Required task: Extract every line where the string "that" appears.

** start of Data supplied **

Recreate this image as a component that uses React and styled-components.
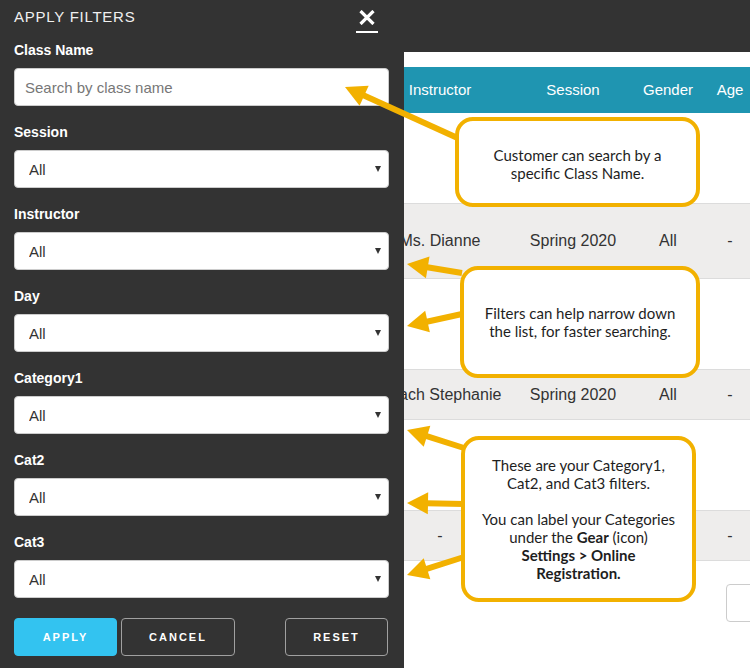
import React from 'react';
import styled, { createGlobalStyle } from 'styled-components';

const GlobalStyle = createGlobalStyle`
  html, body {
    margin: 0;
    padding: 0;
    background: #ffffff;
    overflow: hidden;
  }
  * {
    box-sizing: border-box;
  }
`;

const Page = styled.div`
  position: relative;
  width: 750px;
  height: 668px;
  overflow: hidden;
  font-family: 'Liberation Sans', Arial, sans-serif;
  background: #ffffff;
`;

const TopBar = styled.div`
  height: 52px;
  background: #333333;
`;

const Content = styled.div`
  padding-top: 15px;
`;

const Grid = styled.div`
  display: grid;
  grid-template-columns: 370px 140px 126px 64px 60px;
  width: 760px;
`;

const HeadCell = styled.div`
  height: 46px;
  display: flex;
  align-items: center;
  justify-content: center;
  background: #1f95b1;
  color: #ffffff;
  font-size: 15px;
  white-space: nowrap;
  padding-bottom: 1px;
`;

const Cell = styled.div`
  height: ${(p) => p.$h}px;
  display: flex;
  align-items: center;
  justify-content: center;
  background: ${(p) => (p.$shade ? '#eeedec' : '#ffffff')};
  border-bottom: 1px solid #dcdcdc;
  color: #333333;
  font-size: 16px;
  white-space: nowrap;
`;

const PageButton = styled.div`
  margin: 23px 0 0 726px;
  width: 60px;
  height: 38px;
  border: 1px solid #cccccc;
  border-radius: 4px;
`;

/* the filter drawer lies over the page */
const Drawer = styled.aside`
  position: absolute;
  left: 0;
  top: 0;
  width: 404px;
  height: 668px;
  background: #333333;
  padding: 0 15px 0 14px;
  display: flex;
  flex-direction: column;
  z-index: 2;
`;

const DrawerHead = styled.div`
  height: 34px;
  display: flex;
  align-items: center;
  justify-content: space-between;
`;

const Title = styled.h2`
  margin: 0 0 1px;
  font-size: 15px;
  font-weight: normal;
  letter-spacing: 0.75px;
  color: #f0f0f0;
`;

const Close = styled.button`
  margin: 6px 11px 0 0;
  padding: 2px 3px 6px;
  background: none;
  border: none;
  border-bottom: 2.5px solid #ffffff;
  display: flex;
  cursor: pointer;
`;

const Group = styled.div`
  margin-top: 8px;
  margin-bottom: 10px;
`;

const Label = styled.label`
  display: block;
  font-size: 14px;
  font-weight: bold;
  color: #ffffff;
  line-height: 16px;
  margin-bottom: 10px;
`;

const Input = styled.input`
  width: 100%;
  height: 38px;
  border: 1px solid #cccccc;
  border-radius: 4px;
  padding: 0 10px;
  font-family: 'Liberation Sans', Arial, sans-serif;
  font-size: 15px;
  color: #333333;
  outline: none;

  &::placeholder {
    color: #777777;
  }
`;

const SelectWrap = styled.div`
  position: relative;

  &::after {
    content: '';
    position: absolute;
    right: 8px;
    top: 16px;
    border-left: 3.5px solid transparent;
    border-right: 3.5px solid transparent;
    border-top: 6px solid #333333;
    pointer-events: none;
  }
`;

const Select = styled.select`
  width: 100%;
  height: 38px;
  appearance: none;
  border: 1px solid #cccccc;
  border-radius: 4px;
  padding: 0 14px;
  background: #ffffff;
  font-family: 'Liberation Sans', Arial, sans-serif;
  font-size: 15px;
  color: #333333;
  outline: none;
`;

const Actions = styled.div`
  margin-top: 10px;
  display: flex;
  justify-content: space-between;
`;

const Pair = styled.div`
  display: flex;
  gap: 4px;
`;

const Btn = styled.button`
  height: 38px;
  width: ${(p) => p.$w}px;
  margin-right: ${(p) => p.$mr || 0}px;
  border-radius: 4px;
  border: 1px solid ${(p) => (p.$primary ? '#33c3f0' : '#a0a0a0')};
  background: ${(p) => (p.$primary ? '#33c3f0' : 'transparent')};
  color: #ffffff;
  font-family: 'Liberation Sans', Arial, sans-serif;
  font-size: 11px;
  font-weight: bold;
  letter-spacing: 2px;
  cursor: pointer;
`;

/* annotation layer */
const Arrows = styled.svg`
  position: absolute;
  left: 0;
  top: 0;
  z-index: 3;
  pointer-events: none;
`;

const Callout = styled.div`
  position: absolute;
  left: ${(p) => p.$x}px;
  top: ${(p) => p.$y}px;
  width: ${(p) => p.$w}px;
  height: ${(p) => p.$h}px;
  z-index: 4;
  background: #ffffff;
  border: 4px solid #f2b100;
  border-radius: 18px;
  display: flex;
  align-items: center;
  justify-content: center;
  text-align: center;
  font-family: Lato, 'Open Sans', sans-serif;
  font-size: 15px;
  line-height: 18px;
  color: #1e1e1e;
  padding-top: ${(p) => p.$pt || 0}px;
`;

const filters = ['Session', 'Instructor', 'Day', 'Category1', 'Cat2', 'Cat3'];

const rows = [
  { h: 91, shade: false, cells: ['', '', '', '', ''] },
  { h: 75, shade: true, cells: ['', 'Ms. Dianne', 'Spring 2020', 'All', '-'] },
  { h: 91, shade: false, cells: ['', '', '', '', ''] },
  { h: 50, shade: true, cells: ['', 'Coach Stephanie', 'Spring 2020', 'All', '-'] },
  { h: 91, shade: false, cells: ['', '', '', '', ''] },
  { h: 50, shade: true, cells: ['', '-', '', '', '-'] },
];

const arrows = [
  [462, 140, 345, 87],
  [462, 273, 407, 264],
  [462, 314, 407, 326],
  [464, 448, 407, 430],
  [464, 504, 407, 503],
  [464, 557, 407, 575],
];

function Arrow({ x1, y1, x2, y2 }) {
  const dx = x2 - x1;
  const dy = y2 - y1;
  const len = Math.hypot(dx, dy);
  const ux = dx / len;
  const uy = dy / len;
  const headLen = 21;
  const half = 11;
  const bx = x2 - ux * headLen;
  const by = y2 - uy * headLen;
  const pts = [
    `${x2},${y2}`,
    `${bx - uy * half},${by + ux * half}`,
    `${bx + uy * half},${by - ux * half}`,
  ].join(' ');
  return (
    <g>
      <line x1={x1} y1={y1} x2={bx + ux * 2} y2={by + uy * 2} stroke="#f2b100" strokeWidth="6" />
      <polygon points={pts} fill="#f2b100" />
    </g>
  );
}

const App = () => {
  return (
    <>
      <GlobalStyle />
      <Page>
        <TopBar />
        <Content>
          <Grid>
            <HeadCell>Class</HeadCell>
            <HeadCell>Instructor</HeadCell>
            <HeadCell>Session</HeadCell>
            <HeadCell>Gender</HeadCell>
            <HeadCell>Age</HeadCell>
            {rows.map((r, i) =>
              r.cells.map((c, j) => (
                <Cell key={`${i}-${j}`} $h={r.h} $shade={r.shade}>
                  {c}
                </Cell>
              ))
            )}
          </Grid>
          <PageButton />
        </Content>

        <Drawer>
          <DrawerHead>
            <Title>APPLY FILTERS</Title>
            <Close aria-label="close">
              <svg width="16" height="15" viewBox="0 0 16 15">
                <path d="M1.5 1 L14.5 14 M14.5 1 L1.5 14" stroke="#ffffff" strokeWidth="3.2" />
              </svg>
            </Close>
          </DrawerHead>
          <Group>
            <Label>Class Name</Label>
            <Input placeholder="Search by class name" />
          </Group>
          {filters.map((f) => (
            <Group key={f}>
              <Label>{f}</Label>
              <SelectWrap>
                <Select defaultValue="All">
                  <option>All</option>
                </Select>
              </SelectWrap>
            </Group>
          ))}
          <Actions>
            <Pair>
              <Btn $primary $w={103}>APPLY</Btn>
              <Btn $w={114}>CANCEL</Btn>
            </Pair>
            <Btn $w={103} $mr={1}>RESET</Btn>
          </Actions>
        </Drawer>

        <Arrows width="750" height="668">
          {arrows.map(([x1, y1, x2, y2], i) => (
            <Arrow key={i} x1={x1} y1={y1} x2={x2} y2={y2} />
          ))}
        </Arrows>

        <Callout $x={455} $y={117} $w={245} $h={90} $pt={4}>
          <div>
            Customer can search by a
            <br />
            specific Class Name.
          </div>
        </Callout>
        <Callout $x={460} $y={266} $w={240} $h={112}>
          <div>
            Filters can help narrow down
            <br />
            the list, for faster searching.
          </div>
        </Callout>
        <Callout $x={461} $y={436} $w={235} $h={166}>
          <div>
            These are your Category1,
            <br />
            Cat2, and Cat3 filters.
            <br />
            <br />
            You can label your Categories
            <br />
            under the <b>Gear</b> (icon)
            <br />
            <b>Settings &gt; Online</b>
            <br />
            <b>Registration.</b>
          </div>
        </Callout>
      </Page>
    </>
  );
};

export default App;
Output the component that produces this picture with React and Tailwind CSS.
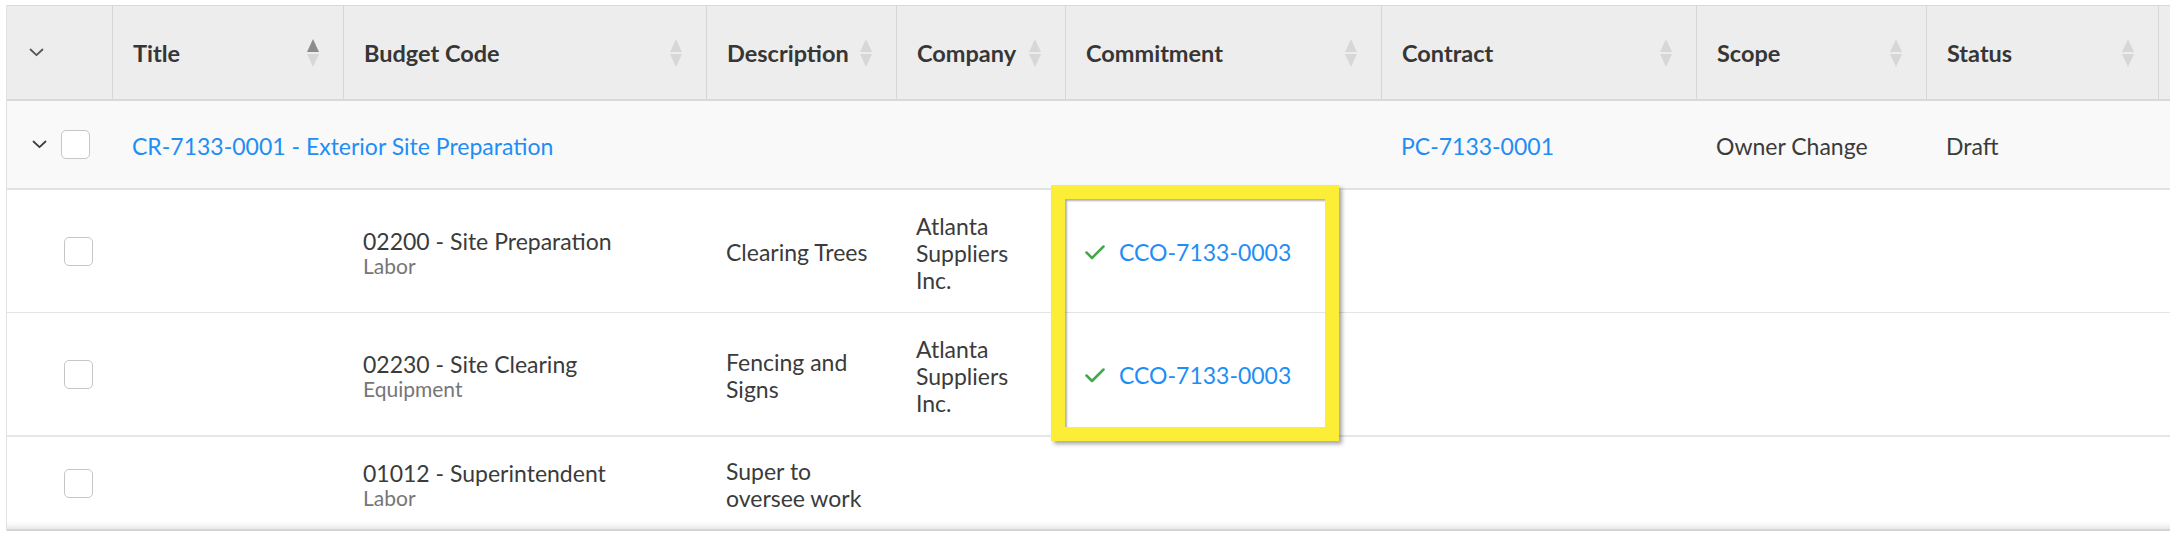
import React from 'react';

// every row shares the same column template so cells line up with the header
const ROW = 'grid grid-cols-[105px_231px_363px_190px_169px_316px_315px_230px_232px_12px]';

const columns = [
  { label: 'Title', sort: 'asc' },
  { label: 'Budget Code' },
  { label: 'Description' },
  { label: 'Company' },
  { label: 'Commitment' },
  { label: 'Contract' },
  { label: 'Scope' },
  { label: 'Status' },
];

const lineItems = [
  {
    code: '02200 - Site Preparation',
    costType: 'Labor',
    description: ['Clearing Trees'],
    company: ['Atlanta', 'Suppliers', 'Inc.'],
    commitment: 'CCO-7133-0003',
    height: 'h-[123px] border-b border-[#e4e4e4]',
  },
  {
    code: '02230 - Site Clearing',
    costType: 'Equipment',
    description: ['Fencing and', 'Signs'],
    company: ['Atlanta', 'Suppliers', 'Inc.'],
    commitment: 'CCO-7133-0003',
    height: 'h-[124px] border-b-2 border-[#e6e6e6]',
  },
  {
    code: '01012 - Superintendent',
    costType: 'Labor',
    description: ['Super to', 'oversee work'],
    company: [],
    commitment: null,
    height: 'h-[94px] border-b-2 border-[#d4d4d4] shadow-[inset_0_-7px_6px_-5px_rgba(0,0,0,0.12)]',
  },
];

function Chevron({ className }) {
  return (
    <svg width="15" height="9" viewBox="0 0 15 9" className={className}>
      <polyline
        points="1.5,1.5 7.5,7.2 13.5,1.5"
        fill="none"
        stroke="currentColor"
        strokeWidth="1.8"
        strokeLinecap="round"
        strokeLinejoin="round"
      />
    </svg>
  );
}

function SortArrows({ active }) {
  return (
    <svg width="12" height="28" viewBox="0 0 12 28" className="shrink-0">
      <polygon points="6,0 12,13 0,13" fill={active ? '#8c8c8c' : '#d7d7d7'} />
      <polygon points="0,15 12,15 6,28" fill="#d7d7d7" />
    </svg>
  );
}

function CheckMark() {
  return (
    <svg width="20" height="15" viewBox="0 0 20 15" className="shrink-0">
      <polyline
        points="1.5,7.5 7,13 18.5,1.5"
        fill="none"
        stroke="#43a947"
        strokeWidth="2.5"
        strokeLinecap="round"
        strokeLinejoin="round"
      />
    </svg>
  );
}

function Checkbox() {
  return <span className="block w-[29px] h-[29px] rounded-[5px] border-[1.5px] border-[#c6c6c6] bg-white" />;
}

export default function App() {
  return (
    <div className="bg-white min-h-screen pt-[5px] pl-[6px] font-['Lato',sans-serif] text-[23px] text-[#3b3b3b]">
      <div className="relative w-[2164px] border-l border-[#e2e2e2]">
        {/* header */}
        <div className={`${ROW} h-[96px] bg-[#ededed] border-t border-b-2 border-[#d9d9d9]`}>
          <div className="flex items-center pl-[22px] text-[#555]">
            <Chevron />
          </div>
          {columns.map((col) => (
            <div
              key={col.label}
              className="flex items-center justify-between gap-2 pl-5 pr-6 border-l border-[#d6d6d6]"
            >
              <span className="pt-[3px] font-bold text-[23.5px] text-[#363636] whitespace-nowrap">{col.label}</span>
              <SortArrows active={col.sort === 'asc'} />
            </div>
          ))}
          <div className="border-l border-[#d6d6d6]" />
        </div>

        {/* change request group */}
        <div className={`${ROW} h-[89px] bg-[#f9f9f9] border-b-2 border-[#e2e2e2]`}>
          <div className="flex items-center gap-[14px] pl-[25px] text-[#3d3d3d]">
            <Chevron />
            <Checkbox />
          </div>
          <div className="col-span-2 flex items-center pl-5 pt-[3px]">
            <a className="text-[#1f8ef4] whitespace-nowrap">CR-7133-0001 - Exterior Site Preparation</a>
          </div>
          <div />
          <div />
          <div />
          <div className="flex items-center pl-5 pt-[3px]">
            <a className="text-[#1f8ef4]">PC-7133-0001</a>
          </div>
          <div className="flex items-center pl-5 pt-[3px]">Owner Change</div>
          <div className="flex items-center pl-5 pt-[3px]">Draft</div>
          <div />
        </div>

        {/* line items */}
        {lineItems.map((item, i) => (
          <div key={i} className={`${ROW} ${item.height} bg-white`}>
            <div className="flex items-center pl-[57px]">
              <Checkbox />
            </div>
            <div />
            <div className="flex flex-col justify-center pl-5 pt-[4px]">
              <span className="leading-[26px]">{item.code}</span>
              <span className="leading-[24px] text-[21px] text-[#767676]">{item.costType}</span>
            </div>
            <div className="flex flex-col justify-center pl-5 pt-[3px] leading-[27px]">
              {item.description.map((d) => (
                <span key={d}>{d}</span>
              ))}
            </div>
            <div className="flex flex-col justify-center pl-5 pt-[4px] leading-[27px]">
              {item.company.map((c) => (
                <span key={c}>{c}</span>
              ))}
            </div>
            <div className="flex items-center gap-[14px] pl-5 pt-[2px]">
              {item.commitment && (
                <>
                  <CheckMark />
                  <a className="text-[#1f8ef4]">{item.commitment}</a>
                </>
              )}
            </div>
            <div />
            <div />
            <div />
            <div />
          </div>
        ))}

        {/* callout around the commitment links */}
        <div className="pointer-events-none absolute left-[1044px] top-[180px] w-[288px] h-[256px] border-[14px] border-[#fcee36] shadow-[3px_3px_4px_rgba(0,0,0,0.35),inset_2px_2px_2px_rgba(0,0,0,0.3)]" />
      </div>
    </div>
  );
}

** end of Data supplied **

Answer to the task:
Recreate this image as a component that uses React and styled-components.
Output the component that produces this picture with React and Tailwind CSS.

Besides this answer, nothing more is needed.